* [Source material]
◇ ◇ ◇
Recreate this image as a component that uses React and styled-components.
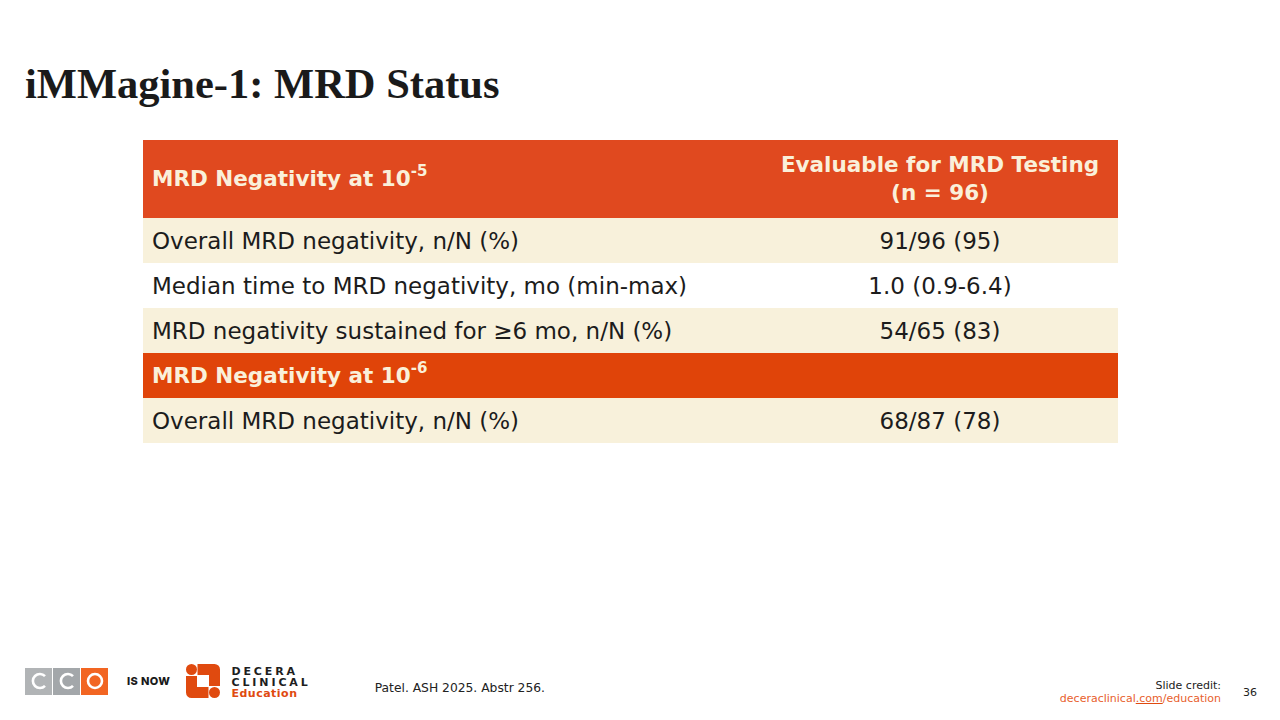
import React from "react";
import styled, { createGlobalStyle } from "styled-components";

const Global = createGlobalStyle`
  html, body { margin: 0; padding: 0; background: #fff; }
  body { font-family: "DejaVu Sans", sans-serif; }
`;

const Page = styled.div`
  width: 1280px;
  height: 720px;
  display: flex;
  flex-direction: column;
  overflow: hidden;
  box-sizing: border-box;
`;

const Title = styled.h1`
  margin: 58px 0 0 25px;
  font-family: "Liberation Serif", "Times New Roman", serif;
  font-weight: 700;
  font-size: 42.5px;
  line-height: 52px;
  color: #1a1a1a;
`;

const Table = styled.div`
  margin: 30px 0 0 143px;
  width: 975px;
  display: grid;
  grid-template-columns: 619px 356px;
`;

const Cell = styled.div`
  height: ${(p) => p.$h || 45}px;
  display: flex;
  align-items: center;
  justify-content: ${(p) => (p.$center ? "center" : "flex-start")};
  text-align: ${(p) => (p.$center ? "center" : "left")};
  padding: 0 9px;
  box-sizing: border-box;
  background: ${(p) => p.$bg};
  color: ${(p) => (p.$head ? "#FAF0DA" : "#1c1c1c")};
  font-family: "DejaVu Sans", sans-serif;
  font-weight: ${(p) => (p.$head ? 700 : 400)};
  font-size: ${(p) => (p.$head ? 21.5 : 23)}px;
  line-height: 28px;
`;

const Sup = styled.sup`
  font-size: 0.7em;
  line-height: 0;
  position: relative;
  top: -0.1em;
`;

const Footer = styled.div`
  margin-top: auto;
  height: 62px;
  display: flex;
  align-items: flex-start;
  padding: 0 23px 0 25px;
  box-sizing: border-box;
`;

const Brand = styled.div`
  display: flex;
  align-items: center;
  margin-top: 5px;
`;

const CcoLogo = styled.div`
  display: flex;
  gap: 1px;
`;

const CcoTile = styled.div`
  width: 27px;
  height: 27px;
  background: ${(p) => p.$bg};
  display: flex;
  align-items: center;
  justify-content: center;
`;

const IsNow = styled.span`
  margin-left: 19px;
  font-family: "Inter", "Liberation Sans", sans-serif;
  font-weight: 800;
  font-size: 11px;
  letter-spacing: 0.4px;
  color: #1a1a1a;
`;

const DeceraIcon = styled.div`
  margin-left: 16px;
  display: flex;
`;

const DeceraText = styled.div`
  margin-left: 11px;
  margin-top: 3px;
  display: flex;
  flex-direction: column;
  font-family: "DejaVu Sans", sans-serif;
  font-size: 11px;
  line-height: 11px;
`;

const DeceraWord = styled.span`
  font-weight: 700;
  letter-spacing: 2.9px;
  color: #1e1e1e;
`;

const EduWord = styled.span`
  font-weight: 700;
  letter-spacing: 0.5px;
  color: #E04A0F;
`;

const Citation = styled.span`
  margin-left: 64px;
  margin-top: 23px;
  font-family: "DejaVu Sans", sans-serif;
  font-size: 12.3px;
  color: #222;
`;

const Credit = styled.div`
  margin-left: auto;
  margin-top: 21px;
  display: flex;
  flex-direction: column;
  align-items: flex-end;
  font-family: "DejaVu Sans", sans-serif;
  font-size: 11px;
  line-height: 13px;
  color: #222;
`;

const CreditLink = styled.span`
  color: #E8602C;
  & u { text-decoration-color: #E04A0F; }
`;

const PageNum = styled.span`
  margin-left: 22px;
  margin-top: 28px;
  font-family: "DejaVu Sans", sans-serif;
  font-size: 11px;
  color: #222;
`;

const HEAD = "#E0491F";
const SECTION = "#E04409";
const BEIGE = "#F8F1DB";
const WHITE = "#FFFFFF";

const rows = [
  ["Overall MRD negativity, n/N (%)", "91/96 (95)", BEIGE],
  ["Median time to MRD negativity, mo (min-max)", "1.0 (0.9-6.4)", WHITE],
  ["MRD negativity sustained for \u22656 mo, n/N (%)", "54/65 (83)", BEIGE],
];

function Ring({ o }) {
  return (
    <svg width="18" height="18" viewBox="0 0 18 18">
      {o ? (
        <circle cx="9" cy="9" r="7" fill="none" stroke="#fff" strokeWidth="2.6" />
      ) : (
        <path d="M15 4.2 A7 7 0 1 0 15 13.8" fill="none" stroke="#fff" strokeWidth="2.6" />
      )}
    </svg>
  );
}

function Decera() {
  const c = "#E04A0F";
  return (
    <svg width="34" height="34" viewBox="0 0 34 34">
      <circle cx="5.5" cy="5.5" r="5.5" fill={c} />
      <path d="M11.5 0 H28.5 A5.5 5.5 0 0 1 34 5.5 V22 H23 V11 H11.5 Z" fill={c} />
      <path d="M0 12 H11 V23 H22.5 V34 H5.5 A5.5 5.5 0 0 1 0 28.5 Z" fill={c} />
      <circle cx="28.5" cy="28.5" r="5.5" fill={c} />
    </svg>
  );
}

export default function App() {
  return (
    <Page>
      <Global />
      <Title>iMMagine-1: MRD Status</Title>
      <Table>
        <Cell $head $bg={HEAD} $h={78}>
          <span>
            MRD Negativity at 10<Sup>-5</Sup>
          </span>
        </Cell>
        <Cell $head $center $bg={HEAD} $h={78}>
          Evaluable for MRD Testing
          <br />
          (n = 96)
        </Cell>
        {rows.map(([a, b, bg]) => (
          <React.Fragment key={a}>
            <Cell $bg={bg}>{a}</Cell>
            <Cell $bg={bg} $center>
              {b}
            </Cell>
          </React.Fragment>
        ))}
        <Cell $head $bg={SECTION}>
          <span>
            MRD Negativity at 10<Sup>-6</Sup>
          </span>
        </Cell>
        <Cell $head $bg={SECTION} />
        <Cell $bg={BEIGE}>Overall MRD negativity, n/N (%)</Cell>
        <Cell $bg={BEIGE} $center>
          68/87 (78)
        </Cell>
      </Table>
      <Footer>
        <Brand>
          <CcoLogo>
            <CcoTile $bg="#B1B4B6">
              <Ring />
            </CcoTile>
            <CcoTile $bg="#A3A7AA">
              <Ring />
            </CcoTile>
            <CcoTile $bg="#F26522">
              <Ring o />
            </CcoTile>
          </CcoLogo>
          <IsNow>IS NOW</IsNow>
          <DeceraIcon>
            <Decera />
          </DeceraIcon>
          <DeceraText>
            <DeceraWord>DECERA</DeceraWord>
            <DeceraWord>CLINICAL</DeceraWord>
            <EduWord>Education</EduWord>
          </DeceraText>
        </Brand>
        <Citation>Patel. ASH 2025. Abstr 256.</Citation>
        <Credit>
          <span>Slide credit:</span>
          <CreditLink>
            deceraclinical<u>.com</u>/education
          </CreditLink>
        </Credit>
        <PageNum>36</PageNum>
      </Footer>
    </Page>
  );
}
◇ ◇ ◇
* [Task to carry out] Extract the full listing exactly, with the pictures left out.

* [The solution]
Recreate this image as a component that uses React and styled-components.
import React from "react";
import styled, { createGlobalStyle } from "styled-components";

const Global = createGlobalStyle`
  html, body { margin: 0; padding: 0; background: #fff; }
  body { font-family: "DejaVu Sans", sans-serif; }
`;

const Page = styled.div`
  width: 1280px;
  height: 720px;
  display: flex;
  flex-direction: column;
  overflow: hidden;
  box-sizing: border-box;
`;

const Title = styled.h1`
  margin: 58px 0 0 25px;
  font-family: "Liberation Serif", "Times New Roman", serif;
  font-weight: 700;
  font-size: 42.5px;
  line-height: 52px;
  color: #1a1a1a;
`;

const Table = styled.div`
  margin: 30px 0 0 143px;
  width: 975px;
  display: grid;
  grid-template-columns: 619px 356px;
`;

const Cell = styled.div`
  height: ${(p) => p.$h || 45}px;
  display: flex;
  align-items: center;
  justify-content: ${(p) => (p.$center ? "center" : "flex-start")};
  text-align: ${(p) => (p.$center ? "center" : "left")};
  padding: 0 9px;
  box-sizing: border-box;
  background: ${(p) => p.$bg};
  color: ${(p) => (p.$head ? "#FAF0DA" : "#1c1c1c")};
  font-family: "DejaVu Sans", sans-serif;
  font-weight: ${(p) => (p.$head ? 700 : 400)};
  font-size: ${(p) => (p.$head ? 21.5 : 23)}px;
  line-height: 28px;
`;

const Sup = styled.sup`
  font-size: 0.7em;
  line-height: 0;
  position: relative;
  top: -0.1em;
`;

const Footer = styled.div`
  margin-top: auto;
  height: 62px;
  display: flex;
  align-items: flex-start;
  padding: 0 23px 0 25px;
  box-sizing: border-box;
`;

const Brand = styled.div`
  display: flex;
  align-items: center;
  margin-top: 5px;
`;

const CcoLogo = styled.div`
  display: flex;
  gap: 1px;
`;

const CcoTile = styled.div`
  width: 27px;
  height: 27px;
  background: ${(p) => p.$bg};
  display: flex;
  align-items: center;
  justify-content: center;
`;

const IsNow = styled.span`
  margin-left: 19px;
  font-family: "Inter", "Liberation Sans", sans-serif;
  font-weight: 800;
  font-size: 11px;
  letter-spacing: 0.4px;
  color: #1a1a1a;
`;

const DeceraIcon = styled.div`
  margin-left: 16px;
  display: flex;
`;

const DeceraText = styled.div`
  margin-left: 11px;
  margin-top: 3px;
  display: flex;
  flex-direction: column;
  font-family: "DejaVu Sans", sans-serif;
  font-size: 11px;
  line-height: 11px;
`;

const DeceraWord = styled.span`
  font-weight: 700;
  letter-spacing: 2.9px;
  color: #1e1e1e;
`;

const EduWord = styled.span`
  font-weight: 700;
  letter-spacing: 0.5px;
  color: #E04A0F;
`;

const Citation = styled.span`
  margin-left: 64px;
  margin-top: 23px;
  font-family: "DejaVu Sans", sans-serif;
  font-size: 12.3px;
  color: #222;
`;

const Credit = styled.div`
  margin-left: auto;
  margin-top: 21px;
  display: flex;
  flex-direction: column;
  align-items: flex-end;
  font-family: "DejaVu Sans", sans-serif;
  font-size: 11px;
  line-height: 13px;
  color: #222;
`;

const CreditLink = styled.span`
  color: #E8602C;
  & u { text-decoration-color: #E04A0F; }
`;

const PageNum = styled.span`
  margin-left: 22px;
  margin-top: 28px;
  font-family: "DejaVu Sans", sans-serif;
  font-size: 11px;
  color: #222;
`;

const HEAD = "#E0491F";
const SECTION = "#E04409";
const BEIGE = "#F8F1DB";
const WHITE = "#FFFFFF";

const rows = [
  ["Overall MRD negativity, n/N (%)", "91/96 (95)", BEIGE],
  ["Median time to MRD negativity, mo (min-max)", "1.0 (0.9-6.4)", WHITE],
  ["MRD negativity sustained for \u22656 mo, n/N (%)", "54/65 (83)", BEIGE],
];

function Ring({ o }) {
  return (
    <svg width="18" height="18" viewBox="0 0 18 18">
      {o ? (
        <circle cx="9" cy="9" r="7" fill="none" stroke="#fff" strokeWidth="2.6" />
      ) : (
        <path d="M15 4.2 A7 7 0 1 0 15 13.8" fill="none" stroke="#fff" strokeWidth="2.6" />
      )}
    </svg>
  );
}

function Decera() {
  const c = "#E04A0F";
  return (
    <svg width="34" height="34" viewBox="0 0 34 34">
      <circle cx="5.5" cy="5.5" r="5.5" fill={c} />
      <path d="M11.5 0 H28.5 A5.5 5.5 0 0 1 34 5.5 V22 H23 V11 H11.5 Z" fill={c} />
      <path d="M0 12 H11 V23 H22.5 V34 H5.5 A5.5 5.5 0 0 1 0 28.5 Z" fill={c} />
      <circle cx="28.5" cy="28.5" r="5.5" fill={c} />
    </svg>
  );
}

export default function App() {
  return (
    <Page>
      <Global />
      <Title>iMMagine-1: MRD Status</Title>
      <Table>
        <Cell $head $bg={HEAD} $h={78}>
          <span>
            MRD Negativity at 10<Sup>-5</Sup>
          </span>
        </Cell>
        <Cell $head $center $bg={HEAD} $h={78}>
          Evaluable for MRD Testing
          <br />
          (n = 96)
        </Cell>
        {rows.map(([a, b, bg]) => (
          <React.Fragment key={a}>
            <Cell $bg={bg}>{a}</Cell>
            <Cell $bg={bg} $center>
              {b}
            </Cell>
          </React.Fragment>
        ))}
        <Cell $head $bg={SECTION}>
          <span>
            MRD Negativity at 10<Sup>-6</Sup>
          </span>
        </Cell>
        <Cell $head $bg={SECTION} />
        <Cell $bg={BEIGE}>Overall MRD negativity, n/N (%)</Cell>
        <Cell $bg={BEIGE} $center>
          68/87 (78)
        </Cell>
      </Table>
      <Footer>
        <Brand>
          <CcoLogo>
            <CcoTile $bg="#B1B4B6">
              <Ring />
            </CcoTile>
            <CcoTile $bg="#A3A7AA">
              <Ring />
            </CcoTile>
            <CcoTile $bg="#F26522">
              <Ring o />
            </CcoTile>
          </CcoLogo>
          <IsNow>IS NOW</IsNow>
          <DeceraIcon>
            <Decera />
          </DeceraIcon>
          <DeceraText>
            <DeceraWord>DECERA</DeceraWord>
            <DeceraWord>CLINICAL</DeceraWord>
            <EduWord>Education</EduWord>
          </DeceraText>
        </Brand>
        <Citation>Patel. ASH 2025. Abstr 256.</Citation>
        <Credit>
          <span>Slide credit:</span>
          <CreditLink>
            deceraclinical<u>.com</u>/education
          </CreditLink>
        </Credit>
        <PageNum>36</PageNum>
      </Footer>
    </Page>
  );
}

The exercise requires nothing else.